ICache flushes are going to do nothing for a JIT anyway (most of the time), so they are little overhead too. So we've eliminated system calls and ICache invalidates as valid points for your argument. You're down to claiming that a single DCache partial store at the right point is going to be more expensive than the ridiculously complex and poor auto-flushing that x86 does. Good luck with that.
That's bullshit. You can't JIT from one address space affecting another without telling them about it anyway (else how are they going to know what to run?), so they'll have a chance to invalidate the right thing anway (hint: not flush, get your vocabulary right. If you write code, the writer has to store/flush it in DCache, and then those who want to run it have to invalidate it in ICache).
Properly flushing a cache line is all but impossible on x86, since it only got a cache line flush instruction with the introduction of SSE2. Before that, the only real cache management instruction was "flush and invalidate everything in every cache all at once". x86 depends solely on guesswork by the CPU, and guesswork is by definition going to be worse than the programmer flushing what's needed ONLY when it's needed.
Finally, x86 is a horrible instruction set to JIT/translate to anyway. JIT for RISC is a lot more efficient and easier to write. And if you look at emulators that do binary translation, x86 is just about the worst possible arch for that.

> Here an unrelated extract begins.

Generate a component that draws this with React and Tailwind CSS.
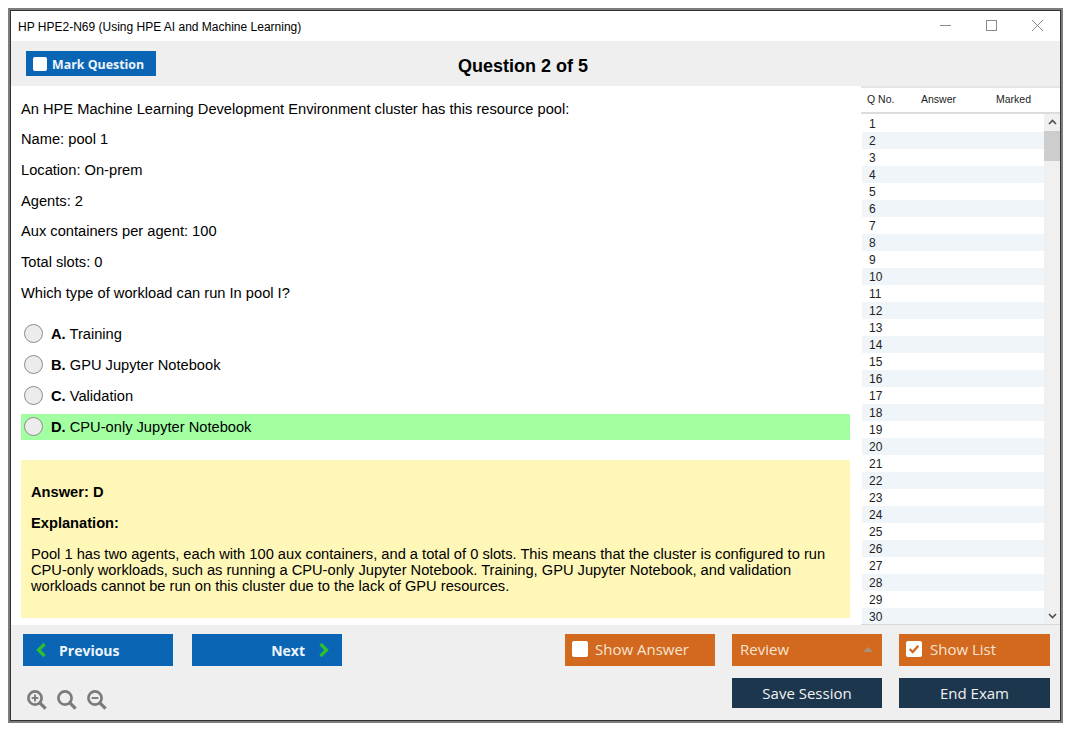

Translating RISC to x86 is horrendously inefficient.
Yes, PowerPC is a nice architecture too. I wouldn't mind a world with PowerPC desktops and laptops and ARM netbooks and cellphones. FWIW, there's nothing preventing ARM from adding unprivileged operations on the cache.
If you're not going to run the JIT code why on earth are you compiling it anyway? There's a reason why it's called JIT. Not to mention that you can just stick the cache ops right before the JIT code is run, instead of as it is compiled.
Oh yeah, because saying an architecture as a whole is "slow" makes so much sense. You're aware that it beats anything made by Intel on performance/watt, right? Sure, there are no ARM chips currently competitive with desktop and laptop x86 offerings, but we're talking about cellphones and netbooks here.
On ARM, you call into the OS and store DCache/invalidate ICache ranges. That means only blocks you touched are stored on the D side and invalidated on the I side. This invalidation on the I side is likely to cost near nothing because chances are you weren't running code out of there before.
x86 has to do the same thing, except the CPU has to devote a huge gob of logic to guessing when. And sometimes it guesses wrong and flushes stuff needlessly.
Just because something is easier on x86 doesn't mean it's cheaper. In fact, most "easy" stuff on x86 is expensive precisely because it goes against modern CPU design principles.
Except no compiler actually does that, while ARM Thumb compilers routinely make use of the extra registers for longer-term less-frequent storage within larger functions.
Bzzt, wrong. ARM Thumb gives you 16 registers, it's just that you can only really compute on 8. The others are still accessible by a few instructions (mov, add) and they are still extremely useful for storing values around during the life of a function without having to constantly hit the stack.